计算机学报

	Chinese Journal of Computers Full Text
Title	Study on an Average Reward Reinforcement Learning Algorithm
Authors	GAO Yang1) ZHOU Ru-Yi1) WANG Hao1) CAO Zhi-Xin2)
Address	1)(State Key Laboratory for Novel Software Technology, Nanjing University, Nanjing 210093) 2)(Jiangsu Smart Card Engineering Technology Research Center, Zhenjiang, Jiangsu 212300)
Year	2007
Issue	No.8(1372—1378)
Abstract & Background	Abstract A large class of problems of sequence decision making is often modeled as Markov decision process (MDP). The problems whose systems with sojourn times can often be modeled as semi-Markov decision process (SMDP).

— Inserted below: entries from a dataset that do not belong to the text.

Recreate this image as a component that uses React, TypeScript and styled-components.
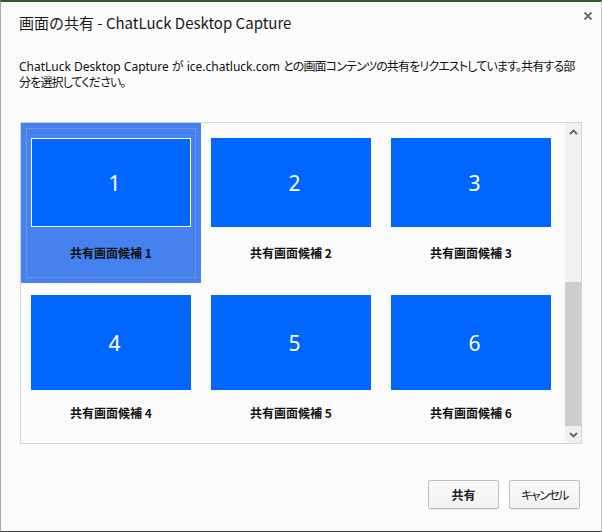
import React from "react";
import styled, { createGlobalStyle } from "styled-components";

const Global = createGlobalStyle`
  html, body { margin: 0; padding: 0; background: #fbfbfb; }
  * { box-sizing: border-box; }
`;

const FONT = `"Noto Sans CJK JP", "Noto Sans", "Liberation Sans", sans-serif`;
const MIXED = `"Noto Sans", "Noto Sans CJK JP", "Liberation Sans", sans-serif`;

const Window = styled.div`
  width: 602px;
  height: 532px;
  background: #fbfbfb;
  border-top: 2px solid #2c5a2c;
  border-left: 1px solid #a9a9a9;
  border-right: 1px solid #c4c4c4;
  border-bottom: 1px solid #3c3c3c;
  display: flex;
  flex-direction: column;
  font-family: ${FONT};
  color: #000;
`;

const Header = styled.div`
  height: 42px;
  display: flex;
  align-items: flex-start;
  justify-content: space-between;
  padding-left: 18px;
`;

const Title = styled.div`
  margin-top: 11px;
  font-size: 15px;
  line-height: 20px;
  color: #1a1a1a;
`;

const Close = styled.div`
  margin-top: 9px;
  margin-right: 8px;
  width: 10px;
  height: 10px;
  display: flex;
`;

const Description = styled.div`
  margin-top: 15px;
  padding-left: 18px;
  font-family: ${MIXED};
  font-feature-settings: "palt";
  font-size: 12px;
  line-height: 16px;
  color: #111;
  white-space: nowrap;
`;

const Jp = styled.span`
  letter-spacing: -0.85px;
`;

const ListBox = styled.div`
  margin-top: 31px;
  margin-left: 19px;
  width: 562px;
  height: 322px;
  border: 1px solid #d4d4d4;
  background: #fbfbfb;
  display: flex;
`;

const Grid = styled.div`
  width: 540px;
  display: grid;
  grid-template-columns: repeat(3, 180px);
  grid-template-rows: repeat(2, 160px);
`;

const Cell = styled.div<{ $selected?: boolean }>`
  position: relative;
  display: flex;
  flex-direction: column;
  align-items: center;
  background: ${(p) => (p.$selected ? "#4682ef" : "transparent")};
`;

const Focus = styled.div`
  position: absolute;
  inset: 5px;
  border: 1px dotted #9aa6b8;
`;

const ThumbArea = styled.div`
  height: 119px;
  width: 100%;
  display: flex;
  align-items: center;
  justify-content: center;
`;

const Thumb = styled.div<{ $h: number; $selected?: boolean }>`
  width: 160px;
  height: ${(p) => p.$h}px;
  background: #0066ff;
  border: ${(p) => (p.$selected ? "1px solid #ffffff" : "none")};
  display: flex;
  align-items: center;
  justify-content: center;
  padding-left: 7px;
  color: #fff;
  font-family: "Noto Sans", "Open Sans", sans-serif;
  font-size: 21px;
`;

const Label = styled.div`
  margin-top: 3px;
  font-size: 12px;
  line-height: 16px;
  font-weight: 700;
  color: #111;
`;

const Scrollbar = styled.div`
  margin-left: 4px;
  width: 16px;
  background: #f0f0f0;
  display: flex;
  flex-direction: column;
`;

const Arrow = styled.div`
  height: 17px;
  display: flex;
  align-items: center;
  justify-content: center;
`;

const Track = styled.div`
  flex: 1;
  display: flex;
  flex-direction: column;
  justify-content: flex-end;
`;

const Thumbbar = styled.div`
  height: 144px;
  background: #cdcdcd;
`;

const Buttons = styled.div`
  margin-top: 36px;
  display: flex;
  justify-content: flex-end;
  gap: 10px;
  padding-right: 21px;
`;

const Button = styled.button<{ $primary?: boolean }>`
  width: 71px;
  height: 29px;
  border: 1px solid #bdbdbd;
  border-radius: 2px;
  background: linear-gradient(#fafafa, #f1f1f1);
  box-shadow: 0 1px 0 rgba(0, 0, 0, 0.06);
  font-family: ${FONT};
  font-feature-settings: "palt";
  font-size: 12px;
  font-weight: ${(p) => (p.$primary ? 700 : 400)};
  letter-spacing: ${(p) => (p.$primary ? "0" : "-1.5px")};
  color: #222;
  padding: 0;
`;

const items = [
  { n: 1, h: 89 },
  { n: 2, h: 89 },
  { n: 3, h: 89 },
  { n: 4, h: 95 },
  { n: 5, h: 95 },
  { n: 6, h: 95 },
];

export default function App() {
  return (
    <>
      <Global />
      <Window>
        <Header>
          <Title>画面の共有 - ChatLuck Desktop Capture</Title>
          <Close>
            <svg width="10" height="10" viewBox="0 0 10 10">
              <path d="M1.5 1.5 L8.5 8.5 M8.5 1.5 L1.5 8.5" stroke="#6e6e6e" strokeWidth="2" />
            </svg>
          </Close>
        </Header>
        <Description>
          ChatLuck Desktop Capture が ice.chatluck.com{" "}
          <Jp>との画面コンテンツの共有をリクエストしています。共有する部</Jp>
          <br />
          <Jp>分を選択してください。</Jp>
        </Description>
        <ListBox>
          <Grid>
            {items.map((it) => {
              const sel = it.n === 1;
              return (
                <Cell key={it.n} $selected={sel}>
                  {sel && <Focus />}
                  <ThumbArea>
                    <Thumb $h={it.h} $selected={sel}>
                      {it.n}
                    </Thumb>
                  </ThumbArea>
                  <Label>共有画面候補 {it.n}</Label>
                </Cell>
              );
            })}
          </Grid>
          <Scrollbar>
            <Arrow>
              <svg width="9" height="6" viewBox="0 0 9 6">
                <path d="M1 5 L4.5 1.5 L8 5" stroke="#606060" strokeWidth="1.8" fill="none" />
              </svg>
            </Arrow>
            <Track>
              <Thumbbar />
            </Track>
            <Arrow>
              <svg width="9" height="6" viewBox="0 0 9 6">
                <path d="M1 1 L4.5 4.5 L8 1" stroke="#606060" strokeWidth="1.8" fill="none" />
              </svg>
            </Arrow>
          </Scrollbar>
        </ListBox>
        <Buttons>
          <Button $primary>共有</Button>
          <Button>キャンセル</Button>
        </Buttons>
      </Window>
    </>
  );
}
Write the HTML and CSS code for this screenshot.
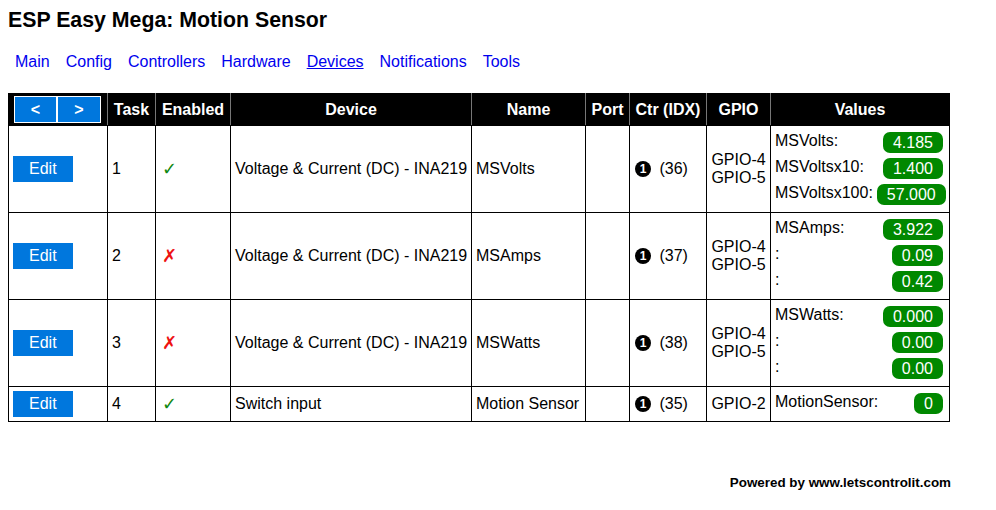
FILE: index.html
```html
<!DOCTYPE html>
<html lang="en">
<head>
    <meta charset="UTF-8">
    <title>ESP Easy Mega: Motion Sensor</title>
    <link rel="stylesheet" href="styles.css">
</head>
<body>
    <div class="title">ESP Easy Mega: Motion Sensor</div>

    <div class="menubar">
        <a class="menu" href="#">Main</a>
        <a class="menu" href="#">Config</a>
        <a class="menu" href="#">Controllers</a>
        <a class="menu" href="#">Hardware</a>
        <a class="menu active" href="#">Devices</a>
        <a class="menu" href="#">Notifications</a>
        <a class="menu" href="#">Tools</a>
    </div>

    <table class="devices">
        <colgroup>
            <col style="width: 99px">
            <col style="width: 48px">
            <col style="width: 75px">
            <col style="width: 241px">
            <col style="width: 114px">
            <col style="width: 44px">
            <col style="width: 77px">
            <col style="width: 64px">
            <col style="width: 179px">
        </colgroup>
        <tr>
            <th class="nav-cell">
                <div class="pager">
                    <a class="page-btn" href="#">&lt;</a><a class="page-btn" href="#">&gt;</a>
                </div>
            </th>
            <th>Task</th>
            <th>Enabled</th>
            <th>Device</th>
            <th>Name</th>
            <th>Port</th>
            <th>Ctr (IDX)</th>
            <th>GPIO</th>
            <th>Values</th>
        </tr>
        <tr>
            <td><a class="button" href="#">Edit</a></td>
            <td>1</td>
            <td><span class="on">&#10003;</span></td>
            <td>Voltage &amp; Current (DC) - INA219</td>
            <td>MSVolts</td>
            <td></td>
            <td><span class="ctr">1</span> (36)</td>
            <td class="gpio">GPIO-4<br>GPIO-5</td>
            <td>
                <div class="val-row"><div class="div_l">MSVolts:</div><div class="div_r">4.185</div></div>
                <div class="val-row"><div class="div_l">MSVoltsx10:</div><div class="div_r">1.400</div></div>
                <div class="val-row"><div class="div_l">MSVoltsx100:</div><div class="div_r">57.000</div></div>
            </td>
        </tr>
        <tr>
            <td><a class="button" href="#">Edit</a></td>
            <td>2</td>
            <td><span class="off">&#10007;</span></td>
            <td>Voltage &amp; Current (DC) - INA219</td>
            <td>MSAmps</td>
            <td></td>
            <td><span class="ctr">1</span> (37)</td>
            <td class="gpio">GPIO-4<br>GPIO-5</td>
            <td>
                <div class="val-row"><div class="div_l">MSAmps:</div><div class="div_r">3.922</div></div>
                <div class="val-row"><div class="div_l">:</div><div class="div_r">0.09</div></div>
                <div class="val-row"><div class="div_l">:</div><div class="div_r">0.42</div></div>
            </td>
        </tr>
        <tr>
            <td><a class="button" href="#">Edit</a></td>
            <td>3</td>
            <td><span class="off">&#10007;</span></td>
            <td>Voltage &amp; Current (DC) - INA219</td>
            <td>MSWatts</td>
            <td></td>
            <td><span class="ctr">1</span> (38)</td>
            <td class="gpio">GPIO-4<br>GPIO-5</td>
            <td>
                <div class="val-row"><div class="div_l">MSWatts:</div><div class="div_r">0.000</div></div>
                <div class="val-row"><div class="div_l">:</div><div class="div_r">0.00</div></div>
                <div class="val-row"><div class="div_l">:</div><div class="div_r">0.00</div></div>
            </td>
        </tr>
        <tr>
            <td><a class="button" href="#">Edit</a></td>
            <td>4</td>
            <td><span class="on">&#10003;</span></td>
            <td>Switch input</td>
            <td>Motion Sensor</td>
            <td></td>
            <td><span class="ctr">1</span> (35)</td>
            <td class="gpio">GPIO-2</td>
            <td>
                <div class="val-row"><div class="div_l">MotionSensor:</div><div class="div_r">0</div></div>
            </td>
        </tr>
    </table>

    <div class="footer">Powered by www.letscontrolit.com</div>
</body>
</html>
```
FILE: styles.css
```css
body {
    margin: 8px;
    font-family: "Liberation Sans", Arial, sans-serif;
    font-size: 16px;
    color: black;
    background: white;
}
.title {
    font-size: 21.3px;
    font-weight: bold;
    line-height: 24px;
}
.menubar {
    margin-top: 21px;
    padding-left: 7px;
    line-height: 18px;
    display: flex;
    gap: 16px;
}
.menu {
    color: #0000ee;
    text-decoration: none;
}
.menu.active {
    text-decoration: underline;
}
.devices {
    margin-top: 22px;
    width: 941px;
    table-layout: fixed;
    border-collapse: collapse;
}
.devices th {
    background-color: black;
    color: white;
    font-weight: bold;
    padding: 2px 4px;
    height: 27px;
    border: 1px solid black;
    border-right-color: #777;
    white-space: nowrap;
}
.devices th:last-child {
    border-right-color: black;
}
.devices td {
    border: 1px solid black;
    padding: 4px;
    vertical-align: middle;
    white-space: nowrap;
    line-height: 18px;
}
.pager {
    display: flex;
    margin-left: 1px;
}
.page-btn {
    display: block;
    width: 41px;
    height: 25px;
    line-height: 25px;
    text-align: center;
    background-color: #0077dd;
    color: white;
    text-decoration: none;
    border: 1px solid white;
}
.page-btn + .page-btn {
    width: 42px;
}
.button {
    display: inline-block;
    padding: 4px 16px;
    background-color: #0077dd;
    color: white;
    text-decoration: none;
}
.on,
.off {
    font-family: "DejaVu Sans", sans-serif;
    font-size: 18px;
    font-weight: bold;
    margin-left: 2px;
}
.on {
    color: #118811;
}
.off {
    color: #ee1111;
}
.ctr {
    display: inline-block;
    width: 16px;
    height: 16px;
    line-height: 16px;
    border-radius: 50%;
    background: black;
    color: white;
    font-size: 12px;
    font-weight: bold;
    text-align: center;
    vertical-align: middle;
    margin: -2px 4px 0 1px;
}
.gpio {
    text-align: center;
}
.val-row {
    display: flex;
    justify-content: space-between;
    align-items: flex-start;
}
.div_l {
    padding-top: 2px;
}
.div_r {
    margin: 2px 2px 3px 4px;
    padding: 1px 10px;
    line-height: 19px;
    border-radius: 7px;
    background-color: #008800;
    color: white;
}
.footer {
    width: 943px;
    margin-top: 53px;
    text-align: right;
    font-size: 13.4px;
    font-weight: bold;
}
```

When the system’s parameters are unknown in advance, reinforcement learning is used to obtain the optimal policies. In this paper, the approximate theorem of average reward reinforcement learning is proven by means of the theory of performance potentials. A novel average reward reinforcement learning algorithm, G-learning, is designed by approximating the value function of performance potentials. G-learning is applied not only in MDP, but also in SMDP. Different from the classical R-learning algorithm, the G-learning algorithm chooses the potential value of a reference state instead of the average performance of a system. In this paper, the G-learning algorithm is tested in an access-control queuing task and a production inventory task, and the experimental results show that G-learning has better learning performance than R-learning and SMART. keywords average reward reinforcement learning; performance potential; G-learning; Markov decision process; semi-Markov decision process background This research is supported by the National Natural Science Foundation of China (60475026), "Research on Reinforcement Learning Technology and Its Application in Non-Markov Decision Process", and National Science Fund for Distinguished Young Scholars (60325207), "Pattern Recognition and Artificial Intelligence". The projects mainly are focused on novel reinforcement learning technologies and algorithms. Recently, it has been shown that average reward model may outperform infinite discounted horizon model in some problems in reinforcement learning. Traditional average reward learning algorithms suffer from choosing system’s average rewards as reference. This work utilizes reinforcement learning and performance potentials, proposes a learning algorithm that could simplify learning process so as to achieve high learning efficiency.